Sister Age Read online




  Vintage Books Edition, May 1984

  Copyright© 1964, 1965, 1972, 1973, 1978, 1980, 1982, 1983

  by M.F.K. Fisher

  All rights reserved under International and Pan-American

  Copyright Conventions. Published in the United States by

  Random House, Inc., New York, and simultaneously in

  Canada by Random House of Canada Limited, Toronto.

  Originally published by Alfred A. Knopf, Inc. in 1983.

  Some of the stories in this collection originally appeared in

  Ellery Queen, Prose, and Westways. The following stories

  originally appeared in The New Yorker: “Another Love Story,”

  “Answer in the Affirmative,” “A Delayed Meeting,” “A Kitchen

  Allegory,” “The Lost, Strayed, Stolen,” “Moment of Wisdom,”

  “The Oldest Man,” “A Question Answered,” “The Second

  Time Around,” and “The Weather Within.”

  Library of Congress Cataloging in Publication Data

  Fisher, M. F. K. (Mary Frances Kennedy), 1908-

  Sister Age.

  1. Old age—Philosophy—Addresses, essays, lectures.

  2. Aging—Philosophy—Addresses, essays, lectures.

  3. Ott, Ursula von, b. 1767—Addresses, essays, lectures.

  I. Title.

  [HQl061.F54 1984] 305.2’6 83-40314

  eISBN: 978-0-307-77920-5

  v3.1

  Contents

  Cover

  Title Page

  Copyright

  Foreword

  Moment of Wisdom

  Answer in the Affirmative

  The Weather Within

  The Unswept Emptiness

  Another Love Story

  The Second Time Around

  The Lost, Strayed, Stolen

  The Reunion

  The Oldest Man

  A Question Answered

  Diplomatic, Retired

  Mrs. Teeters’ Tomato Jar

  A Kitchen Allegory

  A Delayed Meeting

  Notes on a Necessary Pact

  Afterword

  A Note About the Author

  Foreword

  St. Francis sang gently of his family: his brother the Sun, his sister the Moon. He talked of Brother Pain, who was as welcome and well-loved as any other visitor in a life filled with birds and beasts and light and dark. It is not always easy for us lesser people to accept gracefully some such presence as that of Brother Pain or his cousins, or even the inevitable visits of a possibly nagging harpy like Sister Age. But with a saint to guide us, it can be possible.

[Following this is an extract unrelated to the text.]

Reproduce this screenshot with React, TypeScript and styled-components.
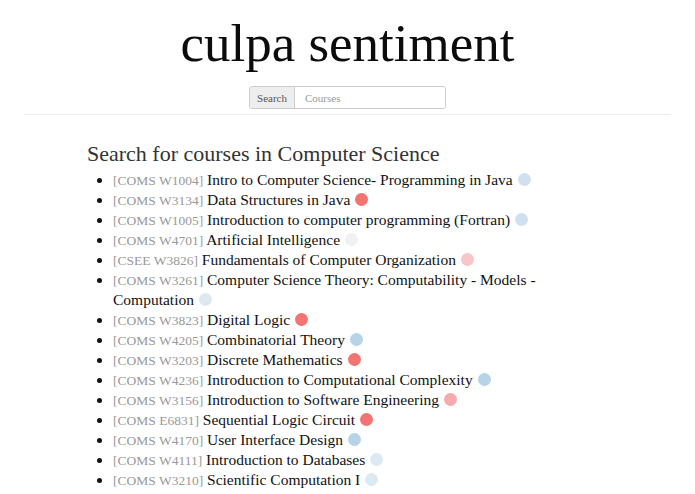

  This story about the portrait of Ursula von Ott, a forgotten German or Swiss lady, may seem odd as an introduction to a collection of stories about aging and ending and living and whatever else the process of human being is about. I know, though, that my devastated old piece of painted leather, half eaten by oil-hungry insects when it was already worn with years, has been a lodestar in my life.

  Before I found the picture in a junk-shop in Zurich, in about 1936, I was writing of old people who had taught me things I knew I needed, in spite of my boredom and impatience. And years later, after I had sent away the boxes of notes made in the several decades since I first met Ursula, I realized that all this time when I had thought I was readying myself to write an important book about the art of aging, I had gone on writing stories about people who were learning and practicing it long before I was.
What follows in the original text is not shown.